## Information given

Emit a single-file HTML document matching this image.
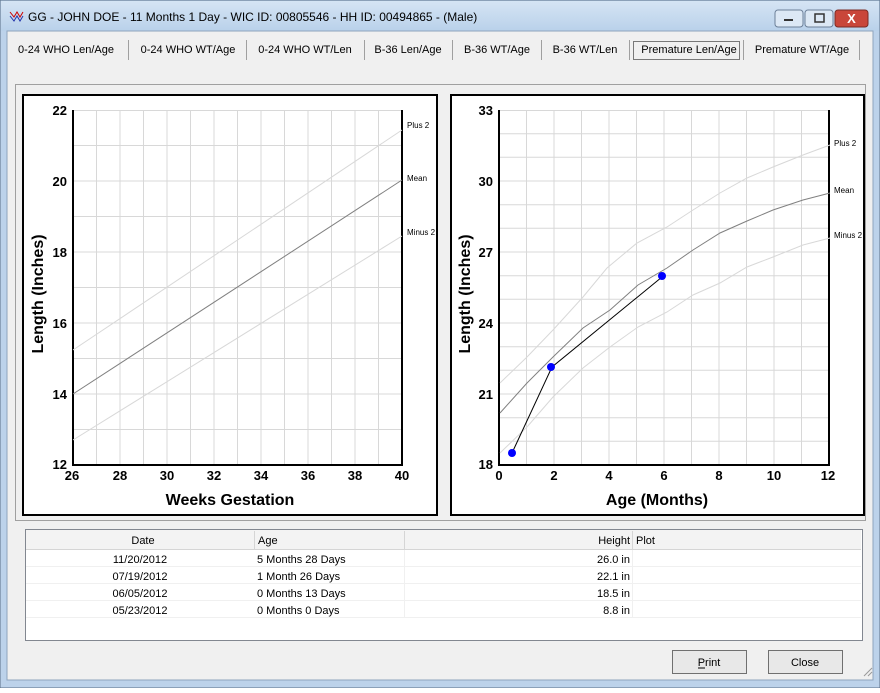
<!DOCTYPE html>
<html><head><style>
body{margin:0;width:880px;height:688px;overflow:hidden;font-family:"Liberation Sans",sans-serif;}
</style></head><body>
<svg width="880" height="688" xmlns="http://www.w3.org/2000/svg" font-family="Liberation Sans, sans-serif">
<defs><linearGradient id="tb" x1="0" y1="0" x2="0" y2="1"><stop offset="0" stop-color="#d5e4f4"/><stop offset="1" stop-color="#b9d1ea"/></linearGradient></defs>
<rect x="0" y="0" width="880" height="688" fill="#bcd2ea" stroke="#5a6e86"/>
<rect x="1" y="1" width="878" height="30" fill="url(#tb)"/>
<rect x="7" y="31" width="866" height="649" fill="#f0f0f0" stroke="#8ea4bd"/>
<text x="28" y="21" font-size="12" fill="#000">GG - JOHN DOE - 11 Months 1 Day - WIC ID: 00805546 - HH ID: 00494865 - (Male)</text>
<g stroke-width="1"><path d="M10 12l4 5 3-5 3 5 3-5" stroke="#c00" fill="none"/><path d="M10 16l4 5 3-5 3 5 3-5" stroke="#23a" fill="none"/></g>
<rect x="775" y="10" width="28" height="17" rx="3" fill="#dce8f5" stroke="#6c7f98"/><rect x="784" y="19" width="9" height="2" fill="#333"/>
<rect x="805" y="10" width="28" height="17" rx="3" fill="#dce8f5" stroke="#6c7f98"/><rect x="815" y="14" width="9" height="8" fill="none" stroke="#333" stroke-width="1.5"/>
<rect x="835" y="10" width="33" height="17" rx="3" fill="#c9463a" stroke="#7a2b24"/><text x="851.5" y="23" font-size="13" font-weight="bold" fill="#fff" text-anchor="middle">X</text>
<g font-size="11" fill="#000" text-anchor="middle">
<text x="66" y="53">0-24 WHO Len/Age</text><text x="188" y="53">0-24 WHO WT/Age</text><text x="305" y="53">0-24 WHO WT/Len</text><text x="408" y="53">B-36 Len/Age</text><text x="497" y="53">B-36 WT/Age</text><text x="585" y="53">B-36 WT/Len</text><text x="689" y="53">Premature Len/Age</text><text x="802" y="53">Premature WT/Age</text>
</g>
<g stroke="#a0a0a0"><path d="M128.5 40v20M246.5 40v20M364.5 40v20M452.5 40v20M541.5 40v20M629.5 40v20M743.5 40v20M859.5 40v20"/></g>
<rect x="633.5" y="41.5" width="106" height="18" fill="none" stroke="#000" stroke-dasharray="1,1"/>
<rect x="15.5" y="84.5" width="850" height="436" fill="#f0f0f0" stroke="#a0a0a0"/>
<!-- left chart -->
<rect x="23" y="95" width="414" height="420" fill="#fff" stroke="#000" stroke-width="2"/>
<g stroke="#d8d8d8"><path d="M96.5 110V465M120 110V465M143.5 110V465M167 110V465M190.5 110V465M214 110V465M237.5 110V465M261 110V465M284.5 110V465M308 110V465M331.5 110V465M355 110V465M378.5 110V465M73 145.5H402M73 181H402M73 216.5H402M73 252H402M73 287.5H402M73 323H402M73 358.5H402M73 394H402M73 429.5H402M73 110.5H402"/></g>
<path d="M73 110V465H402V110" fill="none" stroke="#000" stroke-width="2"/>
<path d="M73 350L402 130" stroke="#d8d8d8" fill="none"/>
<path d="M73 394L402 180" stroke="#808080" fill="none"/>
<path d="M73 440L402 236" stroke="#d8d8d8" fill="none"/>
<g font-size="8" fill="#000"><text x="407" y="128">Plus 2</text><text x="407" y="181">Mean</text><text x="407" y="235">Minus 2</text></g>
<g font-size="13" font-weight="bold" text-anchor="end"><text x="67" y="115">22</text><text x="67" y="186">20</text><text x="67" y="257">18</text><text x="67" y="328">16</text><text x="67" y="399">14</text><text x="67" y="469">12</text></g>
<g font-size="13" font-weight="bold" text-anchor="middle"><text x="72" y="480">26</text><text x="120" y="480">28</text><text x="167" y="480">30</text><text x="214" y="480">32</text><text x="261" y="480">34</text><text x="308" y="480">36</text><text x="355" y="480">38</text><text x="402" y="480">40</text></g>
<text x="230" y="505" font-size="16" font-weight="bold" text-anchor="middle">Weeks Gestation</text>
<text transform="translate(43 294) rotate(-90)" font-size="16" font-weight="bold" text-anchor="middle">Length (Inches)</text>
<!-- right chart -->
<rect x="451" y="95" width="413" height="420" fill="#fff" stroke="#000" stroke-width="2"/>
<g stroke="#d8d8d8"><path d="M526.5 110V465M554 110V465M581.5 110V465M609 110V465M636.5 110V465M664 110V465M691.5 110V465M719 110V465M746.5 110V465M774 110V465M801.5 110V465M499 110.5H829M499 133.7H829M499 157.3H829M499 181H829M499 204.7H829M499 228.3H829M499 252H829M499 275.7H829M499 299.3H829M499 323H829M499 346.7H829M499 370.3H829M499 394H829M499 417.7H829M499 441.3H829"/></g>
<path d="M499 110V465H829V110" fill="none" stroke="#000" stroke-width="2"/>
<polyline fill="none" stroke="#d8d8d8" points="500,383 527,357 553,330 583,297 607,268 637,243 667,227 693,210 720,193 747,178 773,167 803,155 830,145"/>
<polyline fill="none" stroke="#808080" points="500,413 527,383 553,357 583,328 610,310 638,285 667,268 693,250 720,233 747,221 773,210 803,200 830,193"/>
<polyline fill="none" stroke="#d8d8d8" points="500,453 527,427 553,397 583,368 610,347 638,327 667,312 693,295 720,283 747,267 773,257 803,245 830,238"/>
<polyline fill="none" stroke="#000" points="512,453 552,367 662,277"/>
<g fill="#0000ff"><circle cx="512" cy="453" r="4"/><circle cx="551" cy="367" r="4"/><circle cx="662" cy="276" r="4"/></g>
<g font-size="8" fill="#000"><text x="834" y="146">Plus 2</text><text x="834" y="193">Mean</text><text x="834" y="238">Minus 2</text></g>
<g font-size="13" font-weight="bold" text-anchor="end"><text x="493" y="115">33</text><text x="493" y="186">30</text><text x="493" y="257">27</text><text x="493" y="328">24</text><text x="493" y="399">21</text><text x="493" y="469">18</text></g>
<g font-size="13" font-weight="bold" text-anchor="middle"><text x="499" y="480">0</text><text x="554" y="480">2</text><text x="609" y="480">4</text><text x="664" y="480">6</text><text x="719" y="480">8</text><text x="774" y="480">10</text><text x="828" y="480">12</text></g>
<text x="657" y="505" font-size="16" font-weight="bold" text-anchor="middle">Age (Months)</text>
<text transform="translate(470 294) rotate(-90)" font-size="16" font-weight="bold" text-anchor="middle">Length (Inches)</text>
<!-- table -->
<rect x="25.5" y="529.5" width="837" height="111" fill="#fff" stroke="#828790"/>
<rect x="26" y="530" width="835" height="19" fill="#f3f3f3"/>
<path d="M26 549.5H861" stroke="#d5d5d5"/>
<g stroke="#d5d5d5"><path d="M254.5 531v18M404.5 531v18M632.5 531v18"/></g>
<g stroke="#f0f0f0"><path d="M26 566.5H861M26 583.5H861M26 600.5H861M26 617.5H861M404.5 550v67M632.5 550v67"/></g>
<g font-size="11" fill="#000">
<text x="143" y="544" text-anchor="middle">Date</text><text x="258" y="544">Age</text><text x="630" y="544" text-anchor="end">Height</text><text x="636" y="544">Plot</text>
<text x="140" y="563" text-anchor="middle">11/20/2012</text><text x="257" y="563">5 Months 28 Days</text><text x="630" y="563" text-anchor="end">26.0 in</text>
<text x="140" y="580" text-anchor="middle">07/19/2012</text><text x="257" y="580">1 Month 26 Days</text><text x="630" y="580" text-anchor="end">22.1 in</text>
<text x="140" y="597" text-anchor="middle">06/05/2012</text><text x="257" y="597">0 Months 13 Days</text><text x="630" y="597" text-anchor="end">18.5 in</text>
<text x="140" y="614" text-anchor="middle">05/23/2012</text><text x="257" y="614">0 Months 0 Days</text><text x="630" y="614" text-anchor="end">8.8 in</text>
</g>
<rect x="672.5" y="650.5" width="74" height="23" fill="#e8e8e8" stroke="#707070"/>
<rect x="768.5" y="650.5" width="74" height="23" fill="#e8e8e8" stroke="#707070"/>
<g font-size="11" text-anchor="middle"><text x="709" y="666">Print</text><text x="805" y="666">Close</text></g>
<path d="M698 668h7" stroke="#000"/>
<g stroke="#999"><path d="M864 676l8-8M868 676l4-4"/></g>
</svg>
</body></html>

* * *

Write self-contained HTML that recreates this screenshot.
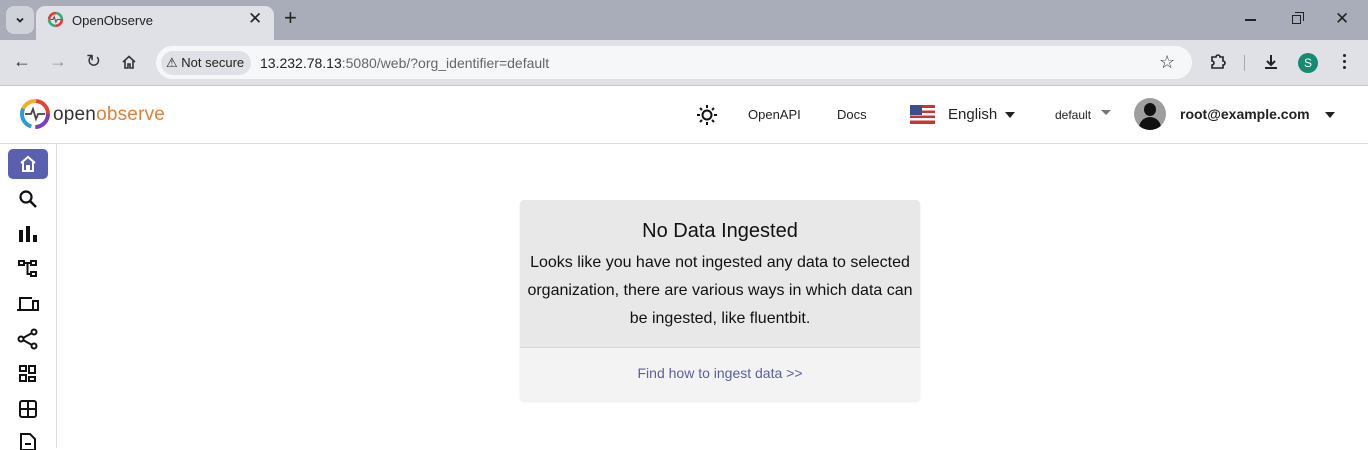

---

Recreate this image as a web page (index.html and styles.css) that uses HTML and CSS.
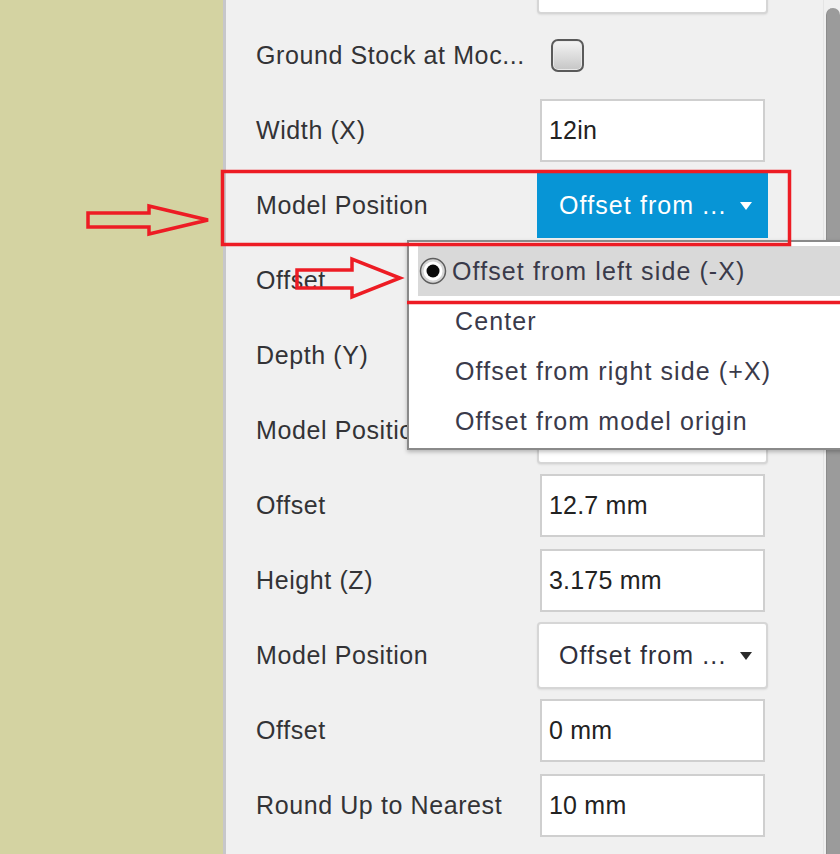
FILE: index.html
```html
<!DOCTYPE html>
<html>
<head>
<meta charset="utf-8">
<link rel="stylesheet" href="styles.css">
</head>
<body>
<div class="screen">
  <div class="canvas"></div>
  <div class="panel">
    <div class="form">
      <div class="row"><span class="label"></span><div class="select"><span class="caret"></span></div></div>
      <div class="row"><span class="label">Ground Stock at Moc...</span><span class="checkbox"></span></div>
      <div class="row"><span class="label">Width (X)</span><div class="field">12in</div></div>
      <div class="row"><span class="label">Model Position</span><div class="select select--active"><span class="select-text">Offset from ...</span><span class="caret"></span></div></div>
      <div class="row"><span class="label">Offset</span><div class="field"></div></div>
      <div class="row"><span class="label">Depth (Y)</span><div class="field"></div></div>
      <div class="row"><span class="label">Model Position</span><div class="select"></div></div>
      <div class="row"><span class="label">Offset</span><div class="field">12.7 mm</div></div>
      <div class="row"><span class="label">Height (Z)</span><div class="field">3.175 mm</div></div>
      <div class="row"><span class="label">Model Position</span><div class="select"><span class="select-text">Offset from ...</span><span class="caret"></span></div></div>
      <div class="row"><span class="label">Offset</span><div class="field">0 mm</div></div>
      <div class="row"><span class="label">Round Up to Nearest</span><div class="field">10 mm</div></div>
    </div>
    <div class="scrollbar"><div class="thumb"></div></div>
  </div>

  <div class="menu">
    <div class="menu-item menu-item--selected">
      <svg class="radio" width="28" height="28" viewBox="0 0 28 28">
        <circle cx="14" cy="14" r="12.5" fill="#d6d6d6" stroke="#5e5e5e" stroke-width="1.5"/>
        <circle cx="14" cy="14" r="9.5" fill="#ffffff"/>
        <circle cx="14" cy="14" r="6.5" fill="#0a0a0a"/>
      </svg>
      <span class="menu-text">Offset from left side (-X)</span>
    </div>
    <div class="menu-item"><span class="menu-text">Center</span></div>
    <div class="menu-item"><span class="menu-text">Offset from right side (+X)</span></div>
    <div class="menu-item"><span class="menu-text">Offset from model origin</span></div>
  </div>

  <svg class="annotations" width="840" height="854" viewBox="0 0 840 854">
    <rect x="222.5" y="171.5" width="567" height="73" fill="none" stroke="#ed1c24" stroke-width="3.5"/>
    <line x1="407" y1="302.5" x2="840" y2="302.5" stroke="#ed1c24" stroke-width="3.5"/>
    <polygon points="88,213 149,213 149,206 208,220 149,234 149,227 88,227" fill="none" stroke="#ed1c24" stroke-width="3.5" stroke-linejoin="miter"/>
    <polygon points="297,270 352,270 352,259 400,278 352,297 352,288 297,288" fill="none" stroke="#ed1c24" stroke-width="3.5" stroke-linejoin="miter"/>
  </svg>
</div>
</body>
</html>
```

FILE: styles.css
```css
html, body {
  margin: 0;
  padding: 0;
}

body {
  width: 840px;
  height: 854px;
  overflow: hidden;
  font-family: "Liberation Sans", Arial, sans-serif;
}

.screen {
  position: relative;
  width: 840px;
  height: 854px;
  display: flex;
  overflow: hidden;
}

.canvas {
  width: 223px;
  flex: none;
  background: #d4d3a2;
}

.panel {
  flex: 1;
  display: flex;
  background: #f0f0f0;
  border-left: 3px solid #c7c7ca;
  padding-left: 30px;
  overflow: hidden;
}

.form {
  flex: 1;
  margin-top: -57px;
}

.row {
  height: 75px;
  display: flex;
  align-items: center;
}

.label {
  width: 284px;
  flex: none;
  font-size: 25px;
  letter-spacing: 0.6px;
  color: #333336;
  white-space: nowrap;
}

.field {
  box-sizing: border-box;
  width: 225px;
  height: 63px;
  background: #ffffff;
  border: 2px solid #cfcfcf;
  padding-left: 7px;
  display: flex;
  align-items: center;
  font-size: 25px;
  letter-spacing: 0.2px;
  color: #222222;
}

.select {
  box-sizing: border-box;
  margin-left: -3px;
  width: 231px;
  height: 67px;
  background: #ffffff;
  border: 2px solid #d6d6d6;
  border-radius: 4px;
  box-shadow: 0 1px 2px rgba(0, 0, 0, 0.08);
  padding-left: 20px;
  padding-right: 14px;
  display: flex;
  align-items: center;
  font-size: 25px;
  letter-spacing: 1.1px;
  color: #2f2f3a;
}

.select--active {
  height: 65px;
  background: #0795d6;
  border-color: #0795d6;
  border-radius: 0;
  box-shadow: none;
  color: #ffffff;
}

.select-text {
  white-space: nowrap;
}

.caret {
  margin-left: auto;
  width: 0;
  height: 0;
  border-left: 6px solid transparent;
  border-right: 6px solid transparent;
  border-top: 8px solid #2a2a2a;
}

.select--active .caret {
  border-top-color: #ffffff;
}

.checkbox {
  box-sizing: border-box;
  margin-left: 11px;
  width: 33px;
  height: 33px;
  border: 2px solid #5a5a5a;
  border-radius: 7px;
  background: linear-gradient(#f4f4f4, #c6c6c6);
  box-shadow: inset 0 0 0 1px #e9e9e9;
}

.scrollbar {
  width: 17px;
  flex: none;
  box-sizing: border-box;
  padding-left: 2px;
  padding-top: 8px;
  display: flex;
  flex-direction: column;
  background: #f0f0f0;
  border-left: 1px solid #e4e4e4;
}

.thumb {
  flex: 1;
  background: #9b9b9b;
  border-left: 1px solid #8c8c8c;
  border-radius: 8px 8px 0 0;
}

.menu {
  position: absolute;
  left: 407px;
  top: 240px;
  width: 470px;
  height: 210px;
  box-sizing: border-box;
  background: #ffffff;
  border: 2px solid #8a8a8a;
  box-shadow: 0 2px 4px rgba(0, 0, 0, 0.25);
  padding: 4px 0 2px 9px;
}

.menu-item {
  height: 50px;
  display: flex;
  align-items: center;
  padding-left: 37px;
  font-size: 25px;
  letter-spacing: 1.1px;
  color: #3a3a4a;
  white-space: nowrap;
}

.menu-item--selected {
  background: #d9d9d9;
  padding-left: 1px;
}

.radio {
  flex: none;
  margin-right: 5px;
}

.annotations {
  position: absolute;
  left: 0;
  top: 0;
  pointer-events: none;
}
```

## Prompt
State only how many lines in the material include "image".

## Solution to this problem
2